Day two: the rain brought down to electricity poles in the next town over and I wouldn’t know it until later, but Malema would be out of energia for 72 hours. Without electricity, I didn’t have the terabyte of movies and TV shows on my hard drive to resort to, so instead I figured it was time to meet the family that lived across the street. Mid afternoon, I pushed open their quintal door and introduced myself to two of the kids, stuttering a little bit. “Hey, uh I’m Leonora, I just moved across the street and I’m going to be a French and English teacher at the secondary school over , so if you guys have any questions about those subjects, just drop by.” Sure enough, two hours later, the girl that would become my first friend from the bairro, Idelsa, came over and sat in my gazebo, “I want you to teach me English.” Uh ok, of course.

Again, that night we were without electricity, my electric kettle wouldn’t work, so my instant soup dinner option would be was quickly pushed aside for a pack of coconut cookies and the remainder of my 1.5 liter of water. By 6:30pm, it’s pitch black outside, no comforting sounds of bad quality speakers blaring Mozambican hip hop remixes, and no blue light flickering from TV screens across the bairro. Just me, my headlamp, my sheetless mattress and my phone at 31%.

6:30am the next day, I am woken up by repeated “com liscensas,” excuse-mes, of the neighborhood kids knocking on my quintal door. Excited to have friends, I open it up, dish out some Portuguese picture books and next thing I know, there are at least sixteen kids, jumping rope and fighting for the books. I’m having a conversation with one older kid, Faizo, who tells me he’s a seventh grader, taking his truck to America next week to sell wood, when Idelsa comes into my quintal and says out loud, “Tia Leonora, don’t talk to him, he’s the neighborhood ladrão (robber), he’s been to jail two times already.” He acts all awkward and tells me not to believe her, while Idelsa and the rest of the group go on to tell me that he’s been kicked out of his dad’s house for stealing from him. Well, well, well. Emotions are about to get the best of me, so I tell everyone to go home as I have to prepare lunch.

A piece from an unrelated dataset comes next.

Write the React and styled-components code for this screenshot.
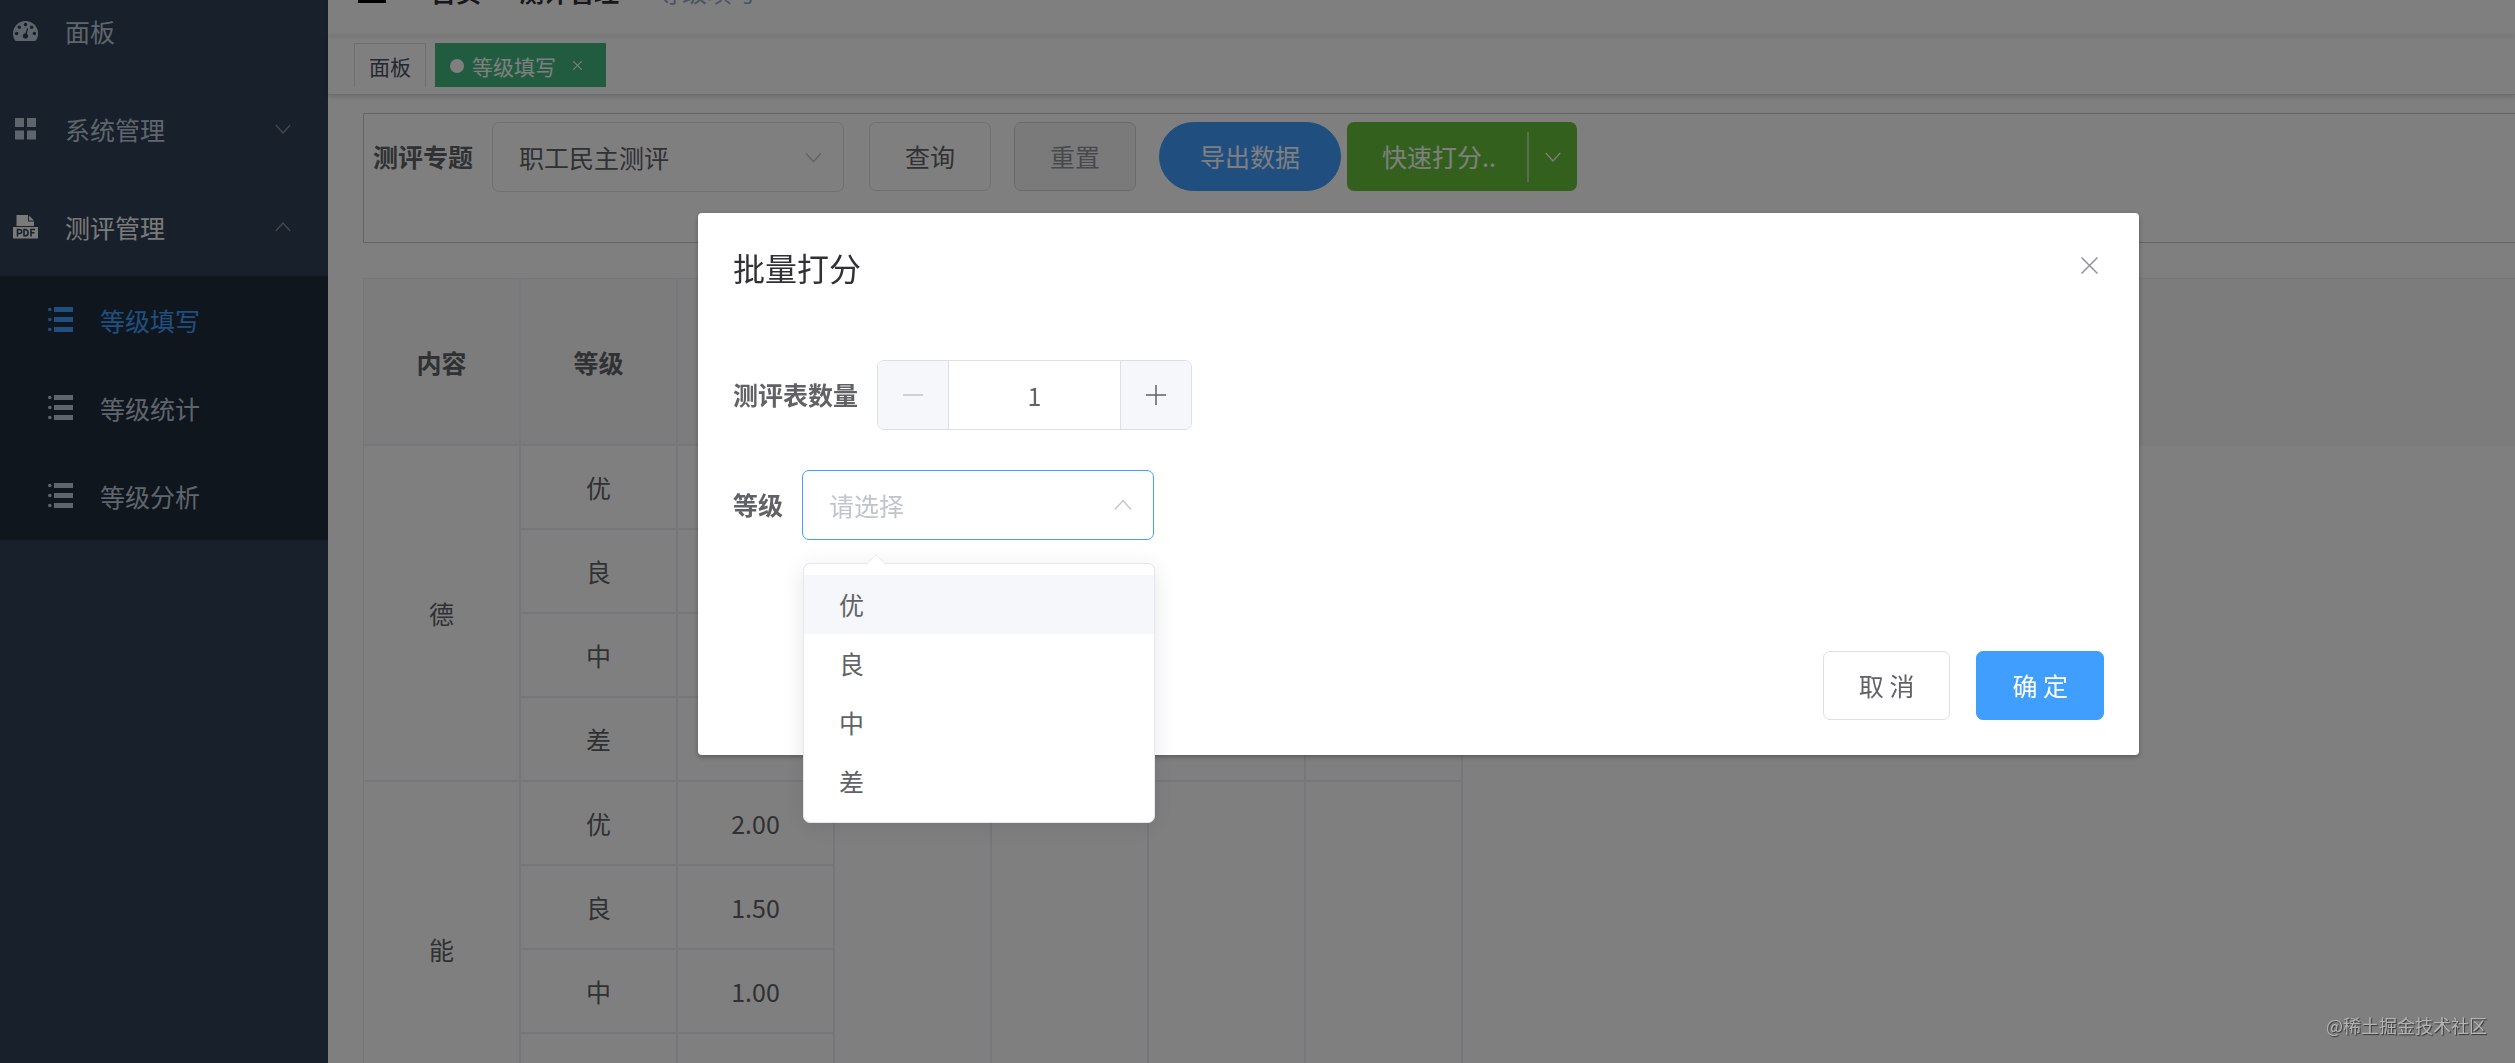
import React, { useState } from "react";
import styled, { createGlobalStyle } from "styled-components";

const GlobalStyle = createGlobalStyle`
  * {
    box-sizing: border-box;
  }
  body {
    margin: 0;
    overflow: hidden;
    color: #606266;
    background-color: #fff;
  }
  body, button, input, select {
    font-family: "Noto Sans CJK SC", sans-serif;
    font-size: 25px;
  }
`;

const subMenus = ["等级填写", "等级统计", "等级分析"];
const levels = ["优", "良", "中", "差"];
const tableGroups = [
  { name: "德", scores: ["", "", "", ""] },
  { name: "能", scores: ["2.00", "1.50", "1.00", ""] },
];

const DashboardIcon = () => (
  <svg width="25" height="20" viewBox="0 0 25 20" fill="currentColor">
    <path
      fillRule="evenodd"
      d="M12.5 0A12.5 12.5 0 0 0 0 12.5c0 2.5.7 4.7 1.9 6.7.3.5.8.8 1.4.8h18.4c.6 0 1.1-.3 1.4-.8A12.5 12.5 0 0 0 12.5 0z
      M3.6 10.7a1.8 1.8 0 1 1 0 3.6a1.8 1.8 0 1 1 0-3.6z
      M6.3 4.5a1.8 1.8 0 1 1 0 3.6a1.8 1.8 0 1 1 0-3.6z
      M12.5 1.8a1.8 1.8 0 1 1 0 3.6a1.8 1.8 0 1 1 0-3.6z
      M18.7 4.5a1.8 1.8 0 1 1 0 3.6a1.8 1.8 0 1 1 0-3.6z
      M21.4 10.7a1.8 1.8 0 1 1 0 3.6a1.8 1.8 0 1 1 0-3.6z
      M14 7.2l1.2.3-1.3 5.2a2.7 2.7 0 1 1-1.4-.4z"
    />
  </svg>
);

const ComponentIcon = () => (
  <svg width="25" height="22" viewBox="0 0 25 22" fill="currentColor">
    <path d="M2 0h9v9H2zM14 0h9v9h-9zM2 12.5h9v9H2zM14 12.5h9v9h-9z" />
  </svg>
);

const PdfIcon = () => (
  <svg width="25" height="24" viewBox="0 0 25 24">
    <path fill="currentColor" d="M3.5 0H15v6.5h6V11H3.5zM16 .5l5 5h-5zM0 12h25v11.5H0z" />
    <path
      fill="none"
      stroke="#304156"
      strokeWidth="1.6"
      d="M4.5 21.5v-7h2.200a1.900 1.900 0 0 1 0 4H4.500M11 14.500v6.300h1.200c3.800 0 3.800-6.300 0-6.300zM18 21.500v-7h4M18 17.800h3.500"
    />
  </svg>
);

const ListIcon = () => (
  <svg width="25" height="26" viewBox="0 0 25 26" fill="currentColor">
    <path d="M6 0h19v5H6zM6 10h19v5H6zM6 20h19v5H6z" />
    <circle cx="1.8" cy="2.5" r="1.8" />
    <circle cx="1.8" cy="12.5" r="1.8" />
    <circle cx="1.8" cy="22.5" r="1.8" />
  </svg>
);

const Arrow = ({ up, size = 20 }) => (
  <svg width={size} height={size} viewBox="0 0 20 20" fill="none" stroke="currentColor" strokeWidth="1.5">
    <path d={up ? "M1 15l9-10 9 10" : "M1 5l9 10 9-10"} />
  </svg>
);

const Close = ({ size = 17, stroke = 1.5 }) => (
  <svg width={size} height={size} viewBox="0 0 17 17" fill="none" stroke="currentColor" strokeWidth={stroke}>
    <path d="M.5.5l16 16M16.5.5l-16 16" />
  </svg>
);

function Sidebar() {
  return (
    <Aside>
      <Menu>
        <MenuItem href="#dashboard">
          <DashboardIcon />
          <span>面板</span>
        </MenuItem>
        <MenuItem href="#system">
          <ComponentIcon />
          <span>系统管理</span>
          <MenuArrow><Arrow size={16} /></MenuArrow>
        </MenuItem>
        <MenuItem href="#review" $open>
          <PdfIcon />
          <span>测评管理</span>
          <MenuArrow><Arrow up size={16} /></MenuArrow>
        </MenuItem>
      </Menu>
      <SubMenu>
        {subMenus.map((v, i) => (
          <SubMenuItem href="#level" key={i} $active={i === 0}>
            <ListIcon />
            <span>{v}</span>
          </SubMenuItem>
        ))}
      </SubMenu>
    </Aside>
  );
}

function Header() {
  return (
    <>
      <Navbar>
        <svg width="28" height="24" viewBox="0 0 28 24" fill="#000">
          <path d="M0 0h28v3H0zM0 10h28v3H0zM0 21h28v3H0z" />
        </svg>
        <Breadcrumb>
          <a href="#home">首页</a>
          <a href="#review">测评管理</a>
          <span>等级填写</span>
        </Breadcrumb>
      </Navbar>
      <TagsView>
        <Tag href="#dashboard">面板</Tag>
        <Tag href="#level" $active>
          <Dot />
          等级填写
          <TagClose><Close size={9} stroke={2} /></TagClose>
        </Tag>
      </TagsView>
    </>
  );
}

function Toolbar() {
  return (
    <FilterBox>
      <Label htmlFor="topic">测评专题</Label>
      <SelectWrap>
        <StyledSelect id="topic">
          <option>职工民主测评</option>
        </StyledSelect>
        <SelectArrow><Arrow size={17} /></SelectArrow>
      </SelectWrap>
      <Buttons>
        <Button>查询</Button>
        <Button $type="info">重置</Button>
        <ExportArea>
          <Button $type="primary" $round>导出数据</Button>
          <SplitButton>
            <SplitMain>快速打分..</SplitMain>
            <SplitToggle aria-label="更多"><Arrow size={16} /></SplitToggle>
          </SplitButton>
        </ExportArea>
      </Buttons>
    </FilterBox>
  );
}

function ScoreTable() {
  return (
    <TableWrap>
      <Table>
        <thead>
          <tr>
            <Th>内容</Th>
            <Th>等级</Th>
            <Th />
            <Th />
            <Th />
            <Th />
            <Th />
            <ThRest />
          </tr>
        </thead>
        <tbody>
          {tableGroups.map((group) =>
            levels.map((level, i) => (
              <tr key={group.name + level}>
                {i === 0 ? <Td rowSpan={4}>{group.name}</Td> : null}
                <Td>{level}</Td>
                <Td>{group.scores[i]}</Td>
                {i === 0 ? (
                  <>
                    <Td rowSpan={4} />
                    <Td rowSpan={4} />
                    <Td rowSpan={4} />
                    <Td rowSpan={4} />
                  </>
                ) : null}
              </tr>
            ))
          )}
        </tbody>
      </Table>
    </TableWrap>
  );
}

function ScoreDialog() {
  const [count, setCount] = useState(1);
  const [level, setLevel] = useState("");
  return (
    <Overlay>
      <Dialog role="dialog" aria-labelledby="dialog-title">
        <DialogHeader>
          <DialogTitle id="dialog-title">批量打分</DialogTitle>
          <CloseButton aria-label="关闭"><Close /></CloseButton>
        </DialogHeader>
        <DialogBody>
          <FormItem>
            <Label htmlFor="count">测评表数量</Label>
            <InputNumber>
              <StepButton aria-label="减少" disabled={count <= 1} onClick={() => setCount(count - 1)}>
                <svg width="20" height="20" viewBox="0 0 20 20" stroke="currentColor" strokeWidth="1.5">
                  <path d="M0 10h20" />
                </svg>
              </StepButton>
              <CountInput id="count" value={count} onChange={(e) => setCount(Number(e.target.value) || 1)} />
              <StepButton aria-label="增加" onClick={() => setCount(count + 1)}>
                <svg width="20" height="20" viewBox="0 0 20 20" stroke="currentColor" strokeWidth="1.5">
                  <path d="M0 10h20M10 0v20" />
                </svg>
              </StepButton>
            </InputNumber>
          </FormItem>
          <FormItem>
            <Label htmlFor="level">等级</Label>
            <SelectWrap>
              <StyledSelect id="level" value={level} onChange={(e) => setLevel(e.target.value)} $focus $empty={!level}>
                <option value="">请选择</option>
                {levels.map((v) => (
                  <option key={v}>{v}</option>
                ))}
              </StyledSelect>
              <SelectArrow><Arrow up size={18} /></SelectArrow>
              <Dropdown role="listbox">
                {levels.map((v, i) => (
                  <Option key={v} role="option" aria-selected={level === v} $hover={i === 0} onClick={() => setLevel(v)}>
                    {v}
                  </Option>
                ))}
              </Dropdown>
            </SelectWrap>
          </FormItem>
        </DialogBody>
        <DialogFooter>
          <Button>取 消</Button>
          <Button $type="primary">确 定</Button>
        </DialogFooter>
      </Dialog>
      <Watermark>@稀土掘金技术社区</Watermark>
    </Overlay>
  );
}

function App() {
  return (
    <>
      <GlobalStyle />
      <Layout>
        <Sidebar />
        <Main>
          <Header />
          <Content>
            <Toolbar />
            <ScoreTable />
          </Content>
        </Main>
      </Layout>
      <ScoreDialog />
    </>
  );
}

const Layout = styled.div`
  display: flex;
  height: 100vh;
  overflow: hidden;
`;

/* sidebar */
const Aside = styled.nav`
  width: 328px;
  flex-shrink: 0;
  background-color: #304156;
`;
const Menu = styled.div`
  margin-top: -18px;
`;
const MenuItem = styled.a`
  height: 98px;
  padding: 0 37px 0 13px;
  display: flex;
  align-items: center;
  gap: 27px;
  color: ${(props) => (props.$open ? "#f4f4f5" : "#bfcbd9")};
  text-decoration: none;
`;
const MenuArrow = styled.span`
  margin-left: auto;
  display: flex;
  color: #909399;
`;
const SubMenu = styled.div`
  background-color: #1f2d3d;
`;
const SubMenuItem = styled.a`
  height: 88px;
  padding-left: 48px;
  display: flex;
  align-items: center;
  gap: 27px;
  color: ${(props) => (props.$active ? "#409eff" : "#bfcbd9")};
  text-decoration: none;
`;

/* header */
const Main = styled.main`
  flex: 1;
  min-width: 0;
`;
const Navbar = styled.header`
  height: 90px;
  margin-top: -54px;
  padding: 0 30px;
  display: flex;
  align-items: center;
  gap: 45px;
  box-shadow: 0 1px 4px rgba(0, 21, 41, 0.08);
`;
const Breadcrumb = styled.div`
  display: flex;
  gap: 38px;
  color: #97a8be;

  & > a {
    color: #303133;
    font-weight: bold;
    text-decoration: none;
  }
`;
const TagsView = styled.div`
  height: 59px;
  padding: 7px 26px;
  display: flex;
  gap: 9px;
  border-bottom: 1px solid #d8dce5;
  box-shadow: 0 1px 5px rgba(0, 0, 0, 0.2);
`;
const Tag = styled.a`
  height: 44px;
  padding: 0 14px;
  display: flex;
  align-items: center;
  gap: 8px;
  font-size: 21px;
  text-decoration: none;
  color: ${(props) => (props.$active ? "#fff" : "#495060")};
  background-color: ${(props) => (props.$active ? "#42b983" : "#fff")};
  border: 1px solid ${(props) => (props.$active ? "#42b983" : "#d8dce5")};
  border-bottom: none;
`;
const Dot = styled.span`
  width: 14px;
  height: 14px;
  border-radius: 50%;
  background-color: #fff;
`;
const TagClose = styled.span`
  width: 27px;
  display: flex;
  justify-content: center;
`;

/* content */
const Content = styled.div`
  padding: 18px 0 0 35px;
`;
const FilterBox = styled.div`
  height: 130px;
  margin-bottom: 35px;
  padding: 8px 9px;
  display: flex;
  align-items: flex-start;
  gap: 19px;
  border: 1px solid #c8c8c8;
  border-right: none;
`;
const Label = styled.label`
  line-height: 68px;
  font-weight: bold;
  white-space: nowrap;
`;
const SelectWrap = styled.div`
  position: relative;
  width: 352px;
`;
const StyledSelect = styled.select`
  display: block;
  width: 100%;
  height: 70px;
  padding: 0 60px 0 26px;
  appearance: none;
  outline: none;
  color: ${(props) => (props.$empty ? "#c0c4cc" : "#606266")};
  background-color: #fff;
  border: 1px solid ${(props) => (props.$focus ? "#409eff" : "#dcdfe6")};
  border-radius: 7px;
`;
const SelectArrow = styled.span`
  position: absolute;
  top: 0;
  right: 22px;
  height: 70px;
  display: flex;
  align-items: center;
  color: #c0c4cc;
  pointer-events: none;
`;
const Buttons = styled.div`
  margin-left: 6px;
  display: flex;
  gap: 23px;
`;
const ExportArea = styled.div`
  display: flex;
  gap: 6px;
`;

const buttonTypes = {
  primary: { color: "#fff", bg: "#409eff", border: "#409eff" },
  info: { color: "#909399", bg: "#f4f4f5", border: "#d3d4d6" },
  plain: { color: "#606266", bg: "#fff", border: "#dcdfe6" },
};
const Button = styled.button`
  height: 69px;
  padding: 0 ${(props) => (props.$round ? 40 : 35)}px 2px;
  cursor: pointer;
  color: ${(props) => buttonTypes[props.$type || "plain"].color};
  background-color: ${(props) => buttonTypes[props.$type || "plain"].bg};
  border: 1px solid ${(props) => buttonTypes[props.$type || "plain"].border};
  border-radius: ${(props) => (props.$round ? 35 : 7)}px;
`;
const SplitButton = styled.div`
  display: flex;
  align-items: center;
  color: #fff;
  background-color: #67c23a;
  border-radius: 7px;
`;
const SplitMain = styled.button`
  height: 69px;
  padding: 0 31px 2px 35px;
  color: inherit;
  background: none;
  border: none;
`;
const SplitToggle = styled.button`
  width: 50px;
  height: 50px;
  padding: 0;
  display: flex;
  align-items: center;
  justify-content: center;
  color: inherit;
  background: none;
  border: none;
  border-left: 2px solid rgba(255, 255, 255, 0.5);
`;

/* table */
const TableWrap = styled.div`
  border-top: 1px solid #ebeef5;
  border-left: 1px solid #ebeef5;
`;
const Table = styled.table`
  width: 100%;
  table-layout: fixed;
  border-collapse: separate;
  border-spacing: 0;
`;
const Th = styled.th`
  width: 157px;
  height: 167px;
  padding: 0;
  background-color: #f8f8f9;
  border-right: 2px solid #ebeef5;
  border-bottom: 2px solid #ebeef5;
`;
const ThRest = styled.th`
  padding: 0;
  background-color: #f8f8f9;
`;
const Td = styled.td`
  height: 84px;
  padding: 0;
  text-align: center;
  border-right: 2px solid #ebeef5;
  border-bottom: 2px solid #ebeef5;
`;

/* dialog */
const Overlay = styled.div`
  position: fixed;
  inset: 0;
  padding: 213px 376px 0 698px;
  background-color: rgba(0, 0, 0, 0.5);
`;
const Dialog = styled.div`
  background-color: #fff;
  border-radius: 4px;
  box-shadow: 0 2px 5px rgba(0, 0, 0, 0.3);
`;
const DialogHeader = styled.div`
  padding: 35px 35px 20px;
  display: flex;
  justify-content: space-between;
`;
const DialogTitle = styled.div`
  font-size: 32px;
  line-height: 39px;
  color: #303133;
`;
const CloseButton = styled.button`
  height: 34px;
  padding: 0 6px;
  display: flex;
  align-items: center;
  color: #909399;
  background: none;
  border: none;
`;
const DialogBody = styled.div`
  padding: 53px 35px;
`;
const FormItem = styled.div`
  display: flex;
  gap: 19px;
  margin-bottom: 40px;
`;
const InputNumber = styled.div`
  width: 315px;
  height: 70px;
  display: flex;
  overflow: hidden;
  border: 1px solid #dcdfe6;
  border-radius: 7px;
`;
const StepButton = styled.button`
  width: 70px;
  flex-shrink: 0;
  padding: 0;
  display: flex;
  align-items: center;
  justify-content: center;
  color: #606266;
  background-color: #f5f7fa;
  border: none;

  &:disabled {
    color: #c0c4cc;
  }
`;
const CountInput = styled.input`
  flex: 1;
  min-width: 0;
  padding: 0;
  text-align: center;
  color: #606266;
  outline: none;
  border: 1px solid #dcdfe6;
  border-width: 0 1px;
`;
const Dropdown = styled.div`
  position: absolute;
  top: 93px;
  left: 1px;
  width: 100%;
  padding: 11px 0;
  background-color: #fff;
  border: 1px solid #e4e7ed;
  border-radius: 7px;
  box-shadow: 0 4px 21px rgba(0, 0, 0, 0.1);

  &::before {
    content: "";
    position: absolute;
    top: -7px;
    left: 65px;
    width: 13px;
    height: 13px;
    background-color: #fff;
    border: 1px solid #ebeef5;
    border-width: 1px 0 0 1px;
    transform: rotate(45deg);
  }
`;
const Option = styled.div`
  position: relative;
  height: 59px;
  padding: 0 35px;
  line-height: 59px;
  cursor: pointer;
  background-color: ${(props) => (props.$hover ? "#f5f7fa" : "#fff")};
`;
const DialogFooter = styled.div`
  padding: 18px 35px 35px;
  display: flex;
  justify-content: flex-end;
  gap: 26px;
`;
const Watermark = styled.div`
  position: absolute;
  right: 28px;
  bottom: 25px;
  font-size: 18px;
  color: #b4b4b4;
  text-shadow: 1px 1px 1px #333;
`;

export default App;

I shut my quintal door, lock it, and break down crying. Idelsa, from her house, can see into mine, went to get two neighborhood Mães to come in and console me, telling me not to cry, that I have to be a strong woman, and I can’t tell people that I’m living alone. So here I am, a 22 year old senhora professora in tears in front of my new neighbors who are barely older than me, running their own households with at least four kids, consoling the new white girl, there being a huge possibility that I am the only white girl they’ve ever talked too. Welp, at least I’m making a name for myself.

Just as I’m calming down, I hear the beep beep of the Peace Corps car, and see the Peace Corps country director and the Peace Corps director of the north walk into my quintal, carrying my heavy luggage, a little appalled and confused by what is going on. I’m still in tears, now more embarrassed than ever, hoping they will count this as “integrating into the community.” The Mães and Idelsa are all trying to explain to them why I’m crying in a combination of Portuguese and Makhuwa, while I’m trying to introduce my newfound friends to my chefes, which leads to one of them going off with the ladrão’s sister to give a stern talking-to to Faizo’s own mom, who promises her son is a good kid. My landlord joins this party, only to explain to me and my concerned country director that I don’t need to let everyone in my quintal and that the only time he was every robbed was when his brother took his corn without asking…. so I should be safe as long as I don’t leave corn or buckets lying around my quintal.

In the words my friend used the other day:


On the bright side:

  • After three days, my energia came back on (and every time it does, there is three entire minutes of cheering from all the kids in the neighborhood, who are excited they won’t be missing yet another episode of Chiquitillas.)
  • My gazebo is now known as “a escola” where kids fight over alphabet cards and the four Portuguese paper back books I have. They are usually com licensa-ing on my quintal door the second I open my front door (it’s almost like they have a sixth sense) but without them my house would feel so so lonely.
  • I finally found an empregada, who is going to sweep my quintal, wash my clothes and bring me water three times a week (which solves the first problem of me still not knowing where the water tap is… and the second embarrassing problem of still not having the force to carry a ten liter bucket on water- whether it be on my head or in my arms).
  • And most importantly, my house has a mango tree and my landlord’s little brother climbs it every morning to pick the ripe ones and give me them.

So life is going vakhani, vakhani, and (even though I’m counting down the days until Christmas, where I can see my friends, drink some wine and speak some English), I’m starting to really like it.